I haven't used Speed Disk in a long time because Diskeeper is the de facto standard defragger for NT-based operating systems.

However, if your filesystem is NTFS, then you may be blaming Norton for the faults of the filesystem.

In my limited experience, NTFS fragments itself regularly. Furthermore, when you defragment it, it doesn't consolidate into one contiguous stream like you're used to with Speed Disk and FAT in the old days.

That's fine, because the goal is to defragment the files quickly, not to consolidate all the data into one area on the disk. As a hint to what I perceive as a fault of NTFS, Diskeeper recommends that you schedule daily defragmentation of your filesystems. With FAT, it was a procedure you'd only need to do every couple weeks or so.

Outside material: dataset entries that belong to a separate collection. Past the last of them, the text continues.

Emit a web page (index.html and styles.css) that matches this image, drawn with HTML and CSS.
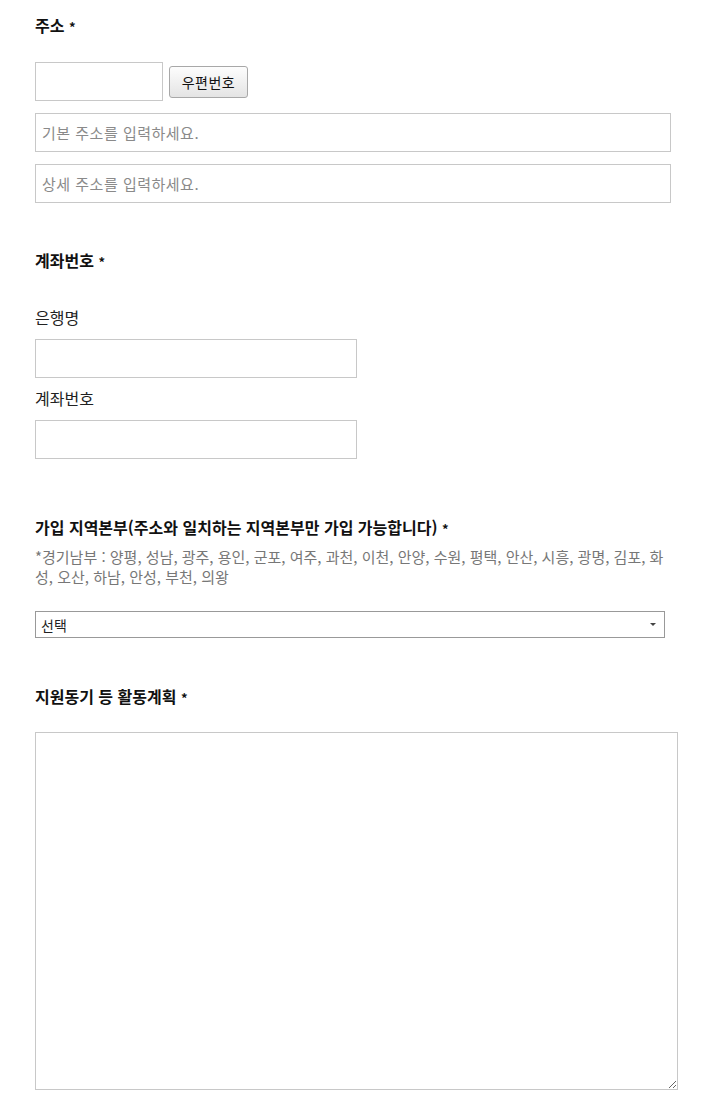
FILE: index.html
```html
<!DOCTYPE html>
<html lang="ko">
<head>
    <meta charset="UTF-8">
    <meta name="viewport" content="width=device-width, initial-scale=1.0">
    <title>회원가입</title>
    <link rel="stylesheet" href="styles.css">
</head>
<body>
    <div class="form">
        <div class="field addr-field">
            <h3 class="field-title">주소 <span class="req">*</span></h3>
            <div class="zip-row">
                <input type="text" class="input zip-input">
                <button type="button" class="zip-btn">우편번호</button>
            </div>
            <input type="text" class="input full" placeholder="기본 주소를 입력하세요.">
            <input type="text" class="input full" placeholder="상세 주소를 입력하세요.">
        </div>

        <div class="field bank-field">
            <h3 class="field-title">계좌번호 <span class="req">*</span></h3>
            <label class="sub-label first">은행명</label>
            <input type="text" class="input half">
            <label class="sub-label">계좌번호</label>
            <input type="text" class="input half">
        </div>

        <div class="field region-field">
            <h3 class="field-title">가입 지역본부(주소와 일치하는 지역본부만 가입 가능합니다) <span class="req">*</span></h3>
            <p class="desc">*경기남부 : 양평, 성남, 광주, 용인, 군포, 여주, 과천, 이천, 안양, 수원, 평택, 안산, 시흥, 광명, 김포, 화성, 오산, 하남, 안성, 부천, 의왕</p>
            <div class="select-wrap">
                <select class="select">
                    <option>선택</option>
                </select>
            </div>
        </div>

        <div class="field plan-field">
            <h3 class="field-title">지원동기 등 활동계획 <span class="req">*</span></h3>
            <textarea class="textarea"></textarea>
        </div>
    </div>
</body>
</html>
```

FILE: styles.css
```css
body {
    margin: 0;
    padding: 0;
    background-color: #fff;
    font-family: "Noto Sans CJK KR", "Noto Sans", sans-serif;
    color: #222;
}

.form {
    padding: 14px 35px 0;
}

.field-title {
    margin: 0;
    height: 22px;
    font-size: 16px;
    line-height: 22px;
    font-weight: bold;
    color: #111;
}

.req {
    font-size: 13px;
    line-height: 0;
}

.bank-field {
    margin-top: 46px;
}

.region-field {
    margin-top: 57px;
}

.plan-field {
    margin-top: 47px;
}

.input {
    display: block;
    box-sizing: border-box;
    height: 39px;
    padding: 0 6px;
    border: 1px solid #c8c8c8;
    font-family: inherit;
    font-size: 15px;
    letter-spacing: 0.5px;
    color: #333;
    outline: none;
}

.input::placeholder {
    color: #8a8a8a;
}

.zip-row {
    display: flex;
    align-items: center;
    gap: 6px;
    margin-top: 26px;
}

.zip-input {
    width: 128px;
}

.zip-btn {
    box-sizing: border-box;
    width: 79px;
    height: 32px;
    padding: 0;
    border: 1px solid #a8a8a8;
    border-radius: 3px;
    background: linear-gradient(#fdfdfd, #e4e4e4);
    font-family: inherit;
    font-size: 14px;
    letter-spacing: 0.5px;
    color: #111;
    cursor: pointer;
}

.full {
    width: 636px;
    margin-top: 12px;
}

.half {
    width: 322px;
    margin-top: 10px;
}

.sub-label {
    display: block;
    margin-top: 8px;
    font-size: 16px;
    line-height: 24px;
    color: #222;
}

.sub-label.first {
    margin-top: 34px;
}

.desc {
    width: 630px;
    margin: 9px 0 0;
    font-size: 15px;
    line-height: 20px;
    color: #777;
}

.select-wrap {
    position: relative;
    width: 630px;
    margin-top: 24px;
}

.select-wrap::after {
    content: "";
    position: absolute;
    right: 9px;
    top: 12px;
    border-left: 3px solid transparent;
    border-right: 3px solid transparent;
    border-top: 3px solid #444;
    pointer-events: none;
}

.select {
    display: block;
    box-sizing: border-box;
    width: 100%;
    height: 27px;
    padding: 0 5px;
    border: 1px solid #999;
    border-radius: 0;
    background: #fff;
    font-family: inherit;
    font-size: 14px;
    color: #222;
    appearance: none;
    -webkit-appearance: none;
    outline: none;
}

.textarea {
    display: block;
    box-sizing: border-box;
    width: 643px;
    height: 358px;
    margin-top: 25px;
    border: 1px solid #c8c8c8;
    font-family: inherit;
    font-size: 14px;
    outline: none;
}
```
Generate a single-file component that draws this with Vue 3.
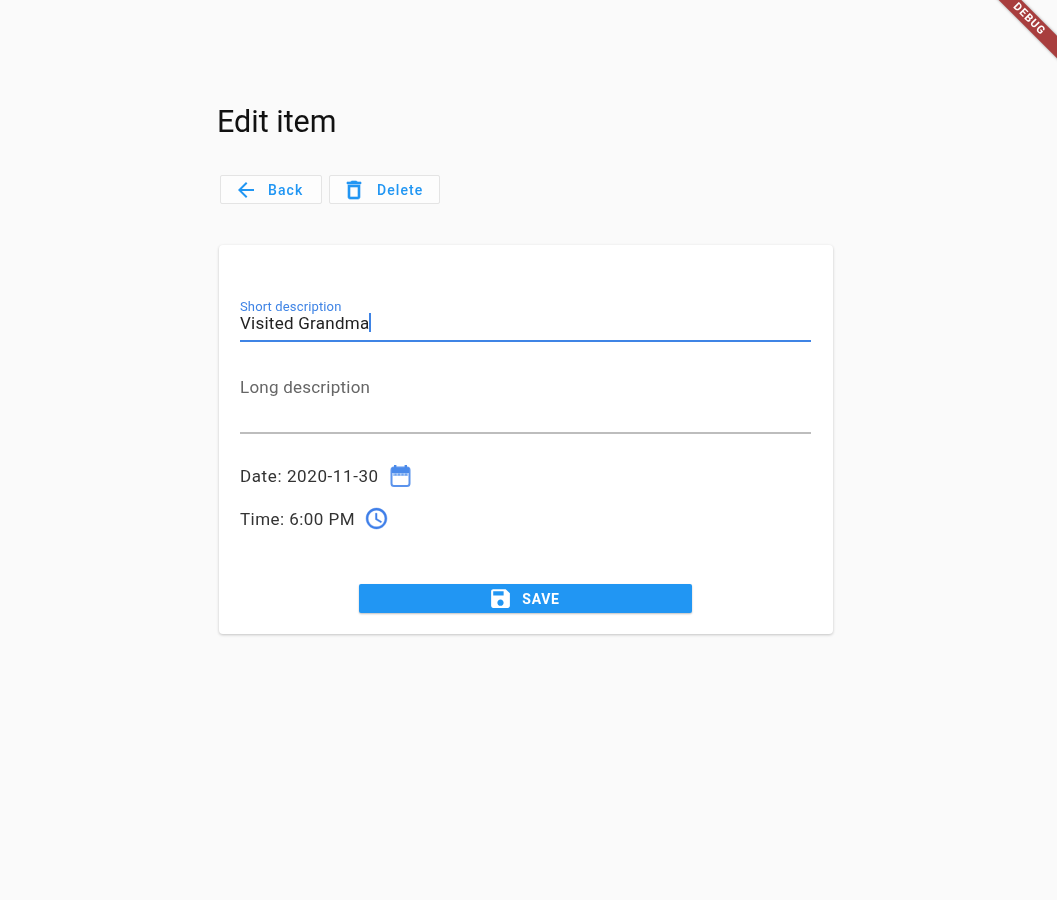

Download the Diskeeper Trial, and see if you like it. I think your conclusion is not all that far off though: Norton Utilities used to be a must-have collection, but nowadays I only need NAV.
 

DefRef

Diamond Member
Nov 9, 2000
4,041
1
81
Norton has all the goodies still in Systemworks, but only for Win9x/Me. Win2K/XP got less than half of the goodies and that's why I'm glad that I didn't shell out for the latest version, after buying EVERY version that came before it. It's just about worthless now. Stick with NAV.
 

AGreived

Member
Aug 17, 2001
33
0
0


Manly, I think you are definately right about how it fragments itself, that is something i noticed between two different days that i defragged (first when i installed it, and then last night) .

I still think that the program has been seriously dumbed down because i ran the old version and got a good result even after the switch. The only real problem, i guess, is that most of the programs dont work on WIn2K, so i cant just reinstall it..... unless someone can tell me how to just pull speed disk off the cd? ;)
I will try Diskeeper, I should have thought of that myself, but after first running into Nortons' in the '80's (which did several wonderful things for me) I have had a certain brand loyalty..

I still want to know who at symantec thought this was such a wonderful package to bless the computing world with though.. you would think even marketing types would know better..
 

DefRef

Diamond Member
Nov 9, 2000
4,041
1
81
Their PR line is that they concentrated on making the most important stuff run on NT OSes. Yeah, right. WTF can't File Compare or the Benchmark button work? Where's their Registry Editor. It's totally not worth it these days.